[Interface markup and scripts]
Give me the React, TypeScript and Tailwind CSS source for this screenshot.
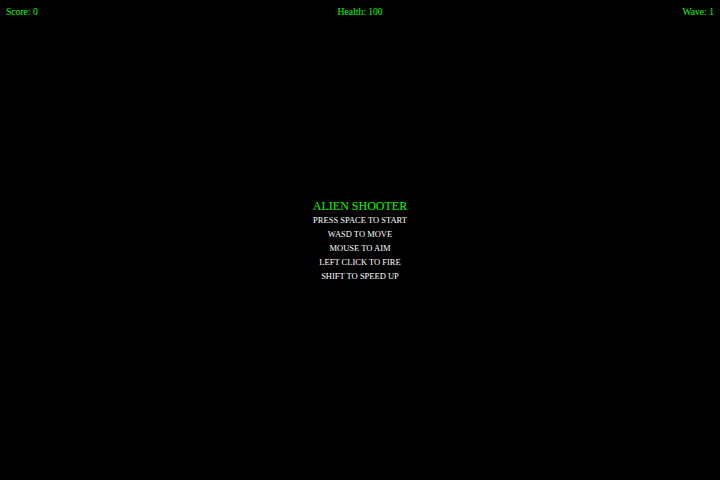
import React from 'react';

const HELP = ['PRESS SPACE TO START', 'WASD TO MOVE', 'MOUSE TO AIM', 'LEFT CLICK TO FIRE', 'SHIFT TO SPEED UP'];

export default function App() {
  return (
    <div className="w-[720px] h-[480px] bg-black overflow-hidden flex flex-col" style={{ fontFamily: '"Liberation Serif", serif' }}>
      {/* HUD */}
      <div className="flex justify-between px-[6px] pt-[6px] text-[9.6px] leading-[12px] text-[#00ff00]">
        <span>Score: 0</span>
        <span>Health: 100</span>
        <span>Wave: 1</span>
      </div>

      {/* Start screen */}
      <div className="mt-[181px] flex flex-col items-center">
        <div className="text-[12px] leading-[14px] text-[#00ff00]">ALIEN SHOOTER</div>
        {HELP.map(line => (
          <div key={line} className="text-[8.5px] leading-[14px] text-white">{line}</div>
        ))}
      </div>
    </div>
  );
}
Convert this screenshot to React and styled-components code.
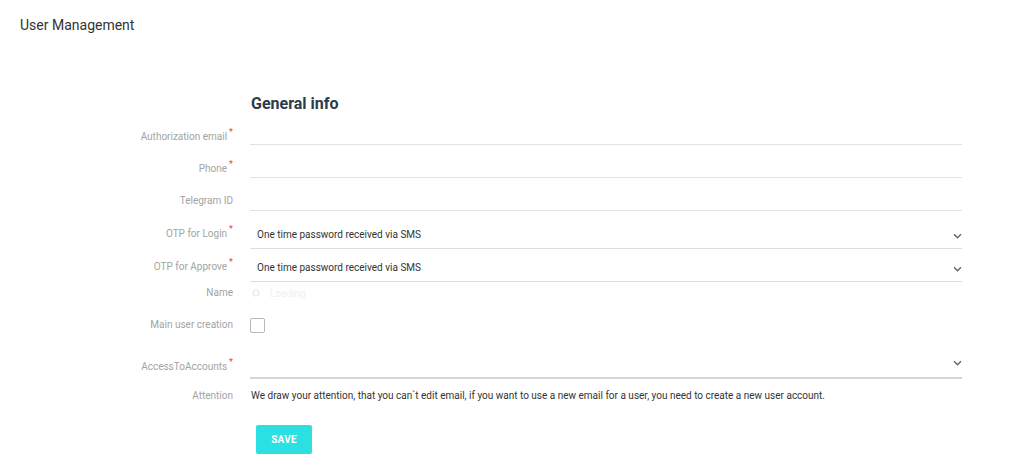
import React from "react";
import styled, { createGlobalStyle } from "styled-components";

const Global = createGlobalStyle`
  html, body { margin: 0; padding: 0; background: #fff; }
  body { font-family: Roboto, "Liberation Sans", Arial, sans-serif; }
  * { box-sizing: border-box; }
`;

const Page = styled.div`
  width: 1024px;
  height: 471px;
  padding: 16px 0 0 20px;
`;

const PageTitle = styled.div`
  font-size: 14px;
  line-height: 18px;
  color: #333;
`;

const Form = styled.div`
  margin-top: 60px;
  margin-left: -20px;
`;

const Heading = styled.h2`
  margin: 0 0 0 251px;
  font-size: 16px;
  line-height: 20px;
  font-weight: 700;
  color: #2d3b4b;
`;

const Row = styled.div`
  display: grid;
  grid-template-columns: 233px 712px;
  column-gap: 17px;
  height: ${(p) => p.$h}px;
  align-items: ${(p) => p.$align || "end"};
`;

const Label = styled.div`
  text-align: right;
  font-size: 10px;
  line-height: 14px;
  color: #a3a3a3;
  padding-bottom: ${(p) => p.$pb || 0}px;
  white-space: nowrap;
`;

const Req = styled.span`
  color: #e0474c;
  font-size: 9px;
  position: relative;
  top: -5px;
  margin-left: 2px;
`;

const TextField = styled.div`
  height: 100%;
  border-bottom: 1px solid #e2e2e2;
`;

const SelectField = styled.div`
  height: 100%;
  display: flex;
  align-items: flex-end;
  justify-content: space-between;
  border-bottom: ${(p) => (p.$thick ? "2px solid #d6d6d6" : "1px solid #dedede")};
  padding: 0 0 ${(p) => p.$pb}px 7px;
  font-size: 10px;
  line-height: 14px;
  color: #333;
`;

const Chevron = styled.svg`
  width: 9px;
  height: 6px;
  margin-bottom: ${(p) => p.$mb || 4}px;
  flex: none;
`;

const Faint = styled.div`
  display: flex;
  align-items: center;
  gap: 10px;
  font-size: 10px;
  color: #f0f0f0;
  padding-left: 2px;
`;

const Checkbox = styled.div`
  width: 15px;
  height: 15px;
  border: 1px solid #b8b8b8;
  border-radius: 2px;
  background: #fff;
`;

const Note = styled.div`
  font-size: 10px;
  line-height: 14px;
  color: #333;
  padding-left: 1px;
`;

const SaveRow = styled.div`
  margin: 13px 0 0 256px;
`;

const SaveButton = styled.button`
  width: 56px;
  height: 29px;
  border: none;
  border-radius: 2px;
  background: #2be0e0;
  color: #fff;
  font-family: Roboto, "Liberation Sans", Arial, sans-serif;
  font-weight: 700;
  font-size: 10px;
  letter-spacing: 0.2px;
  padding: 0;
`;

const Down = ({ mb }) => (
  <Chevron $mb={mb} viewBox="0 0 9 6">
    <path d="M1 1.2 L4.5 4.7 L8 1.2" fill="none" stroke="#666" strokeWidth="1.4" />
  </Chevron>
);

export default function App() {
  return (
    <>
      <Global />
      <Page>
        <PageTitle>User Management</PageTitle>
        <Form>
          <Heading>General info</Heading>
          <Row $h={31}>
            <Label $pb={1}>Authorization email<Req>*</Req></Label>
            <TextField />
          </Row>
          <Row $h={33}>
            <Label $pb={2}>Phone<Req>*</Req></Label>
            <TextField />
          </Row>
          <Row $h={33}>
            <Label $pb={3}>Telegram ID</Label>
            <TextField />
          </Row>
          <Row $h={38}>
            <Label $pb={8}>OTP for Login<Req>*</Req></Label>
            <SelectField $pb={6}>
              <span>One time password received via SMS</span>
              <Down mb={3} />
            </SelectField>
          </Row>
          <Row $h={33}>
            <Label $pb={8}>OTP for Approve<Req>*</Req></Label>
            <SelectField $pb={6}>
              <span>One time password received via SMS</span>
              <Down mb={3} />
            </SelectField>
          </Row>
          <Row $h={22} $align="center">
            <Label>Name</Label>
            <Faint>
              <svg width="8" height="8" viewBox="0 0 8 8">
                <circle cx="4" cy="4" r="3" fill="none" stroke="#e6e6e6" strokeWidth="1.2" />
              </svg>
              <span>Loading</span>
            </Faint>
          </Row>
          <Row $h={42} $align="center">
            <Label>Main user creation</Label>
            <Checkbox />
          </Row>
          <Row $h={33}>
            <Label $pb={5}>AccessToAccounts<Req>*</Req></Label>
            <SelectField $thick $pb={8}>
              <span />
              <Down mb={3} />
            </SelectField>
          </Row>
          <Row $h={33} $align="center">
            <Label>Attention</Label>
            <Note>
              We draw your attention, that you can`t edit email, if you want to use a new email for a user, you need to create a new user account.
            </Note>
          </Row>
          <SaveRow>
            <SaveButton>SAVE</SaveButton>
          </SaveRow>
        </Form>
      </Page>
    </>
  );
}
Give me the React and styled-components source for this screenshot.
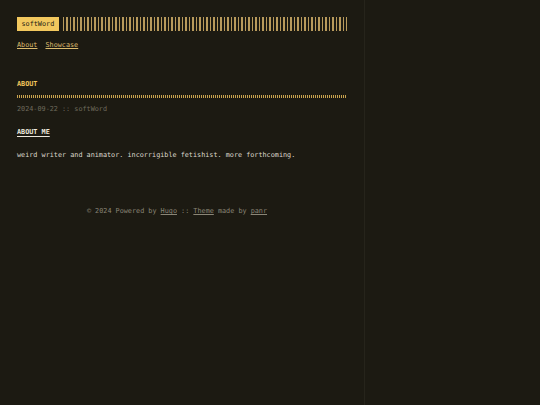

TASK TO CARRY OUT
All of the records need repeating exactly, except for the pictures.

REPLY TO THE TASK
Give me the React, TypeScript and Tailwind CSS source for this screenshot.
import React from 'react';

const HELP = ['PRESS SPACE TO START', 'WASD TO MOVE', 'MOUSE TO AIM', 'LEFT CLICK TO FIRE', 'SHIFT TO SPEED UP'];

export default function App() {
  return (
    <div className="w-[720px] h-[480px] bg-black overflow-hidden flex flex-col" style={{ fontFamily: '"Liberation Serif", serif' }}>
      {/* HUD */}
      <div className="flex justify-between px-[6px] pt-[6px] text-[9.6px] leading-[12px] text-[#00ff00]">
        <span>Score: 0</span>
        <span>Health: 100</span>
        <span>Wave: 1</span>
      </div>

      {/* Start screen */}
      <div className="mt-[181px] flex flex-col items-center">
        <div className="text-[12px] leading-[14px] text-[#00ff00]">ALIEN SHOOTER</div>
        {HELP.map(line => (
          <div key={line} className="text-[8.5px] leading-[14px] text-white">{line}</div>
        ))}
      </div>
    </div>
  );
}
Convert this screenshot to React and styled-components code.
import React from "react";
import styled, { createGlobalStyle } from "styled-components";

const Global = createGlobalStyle`
  html, body { margin: 0; padding: 0; background: #fff; }
  body { font-family: Roboto, "Liberation Sans", Arial, sans-serif; }
  * { box-sizing: border-box; }
`;

const Page = styled.div`
  width: 1024px;
  height: 471px;
  padding: 16px 0 0 20px;
`;

const PageTitle = styled.div`
  font-size: 14px;
  line-height: 18px;
  color: #333;
`;

const Form = styled.div`
  margin-top: 60px;
  margin-left: -20px;
`;

const Heading = styled.h2`
  margin: 0 0 0 251px;
  font-size: 16px;
  line-height: 20px;
  font-weight: 700;
  color: #2d3b4b;
`;

const Row = styled.div`
  display: grid;
  grid-template-columns: 233px 712px;
  column-gap: 17px;
  height: ${(p) => p.$h}px;
  align-items: ${(p) => p.$align || "end"};
`;

const Label = styled.div`
  text-align: right;
  font-size: 10px;
  line-height: 14px;
  color: #a3a3a3;
  padding-bottom: ${(p) => p.$pb || 0}px;
  white-space: nowrap;
`;

const Req = styled.span`
  color: #e0474c;
  font-size: 9px;
  position: relative;
  top: -5px;
  margin-left: 2px;
`;

const TextField = styled.div`
  height: 100%;
  border-bottom: 1px solid #e2e2e2;
`;

const SelectField = styled.div`
  height: 100%;
  display: flex;
  align-items: flex-end;
  justify-content: space-between;
  border-bottom: ${(p) => (p.$thick ? "2px solid #d6d6d6" : "1px solid #dedede")};
  padding: 0 0 ${(p) => p.$pb}px 7px;
  font-size: 10px;
  line-height: 14px;
  color: #333;
`;

const Chevron = styled.svg`
  width: 9px;
  height: 6px;
  margin-bottom: ${(p) => p.$mb || 4}px;
  flex: none;
`;

const Faint = styled.div`
  display: flex;
  align-items: center;
  gap: 10px;
  font-size: 10px;
  color: #f0f0f0;
  padding-left: 2px;
`;

const Checkbox = styled.div`
  width: 15px;
  height: 15px;
  border: 1px solid #b8b8b8;
  border-radius: 2px;
  background: #fff;
`;

const Note = styled.div`
  font-size: 10px;
  line-height: 14px;
  color: #333;
  padding-left: 1px;
`;

const SaveRow = styled.div`
  margin: 13px 0 0 256px;
`;

const SaveButton = styled.button`
  width: 56px;
  height: 29px;
  border: none;
  border-radius: 2px;
  background: #2be0e0;
  color: #fff;
  font-family: Roboto, "Liberation Sans", Arial, sans-serif;
  font-weight: 700;
  font-size: 10px;
  letter-spacing: 0.2px;
  padding: 0;
`;

const Down = ({ mb }) => (
  <Chevron $mb={mb} viewBox="0 0 9 6">
    <path d="M1 1.2 L4.5 4.7 L8 1.2" fill="none" stroke="#666" strokeWidth="1.4" />
  </Chevron>
);

export default function App() {
  return (
    <>
      <Global />
      <Page>
        <PageTitle>User Management</PageTitle>
        <Form>
          <Heading>General info</Heading>
          <Row $h={31}>
            <Label $pb={1}>Authorization email<Req>*</Req></Label>
            <TextField />
          </Row>
          <Row $h={33}>
            <Label $pb={2}>Phone<Req>*</Req></Label>
            <TextField />
          </Row>
          <Row $h={33}>
            <Label $pb={3}>Telegram ID</Label>
            <TextField />
          </Row>
          <Row $h={38}>
            <Label $pb={8}>OTP for Login<Req>*</Req></Label>
            <SelectField $pb={6}>
              <span>One time password received via SMS</span>
              <Down mb={3} />
            </SelectField>
          </Row>
          <Row $h={33}>
            <Label $pb={8}>OTP for Approve<Req>*</Req></Label>
            <SelectField $pb={6}>
              <span>One time password received via SMS</span>
              <Down mb={3} />
            </SelectField>
          </Row>
          <Row $h={22} $align="center">
            <Label>Name</Label>
            <Faint>
              <svg width="8" height="8" viewBox="0 0 8 8">
                <circle cx="4" cy="4" r="3" fill="none" stroke="#e6e6e6" strokeWidth="1.2" />
              </svg>
              <span>Loading</span>
            </Faint>
          </Row>
          <Row $h={42} $align="center">
            <Label>Main user creation</Label>
            <Checkbox />
          </Row>
          <Row $h={33}>
            <Label $pb={5}>AccessToAccounts<Req>*</Req></Label>
            <SelectField $thick $pb={8}>
              <span />
              <Down mb={3} />
            </SelectField>
          </Row>
          <Row $h={33} $align="center">
            <Label>Attention</Label>
            <Note>
              We draw your attention, that you can`t edit email, if you want to use a new email for a user, you need to create a new user account.
            </Note>
          </Row>
          <SaveRow>
            <SaveButton>SAVE</SaveButton>
          </SaveRow>
        </Form>
      </Page>
    </>
  );
}
Give me the React and styled-components source for this screenshot.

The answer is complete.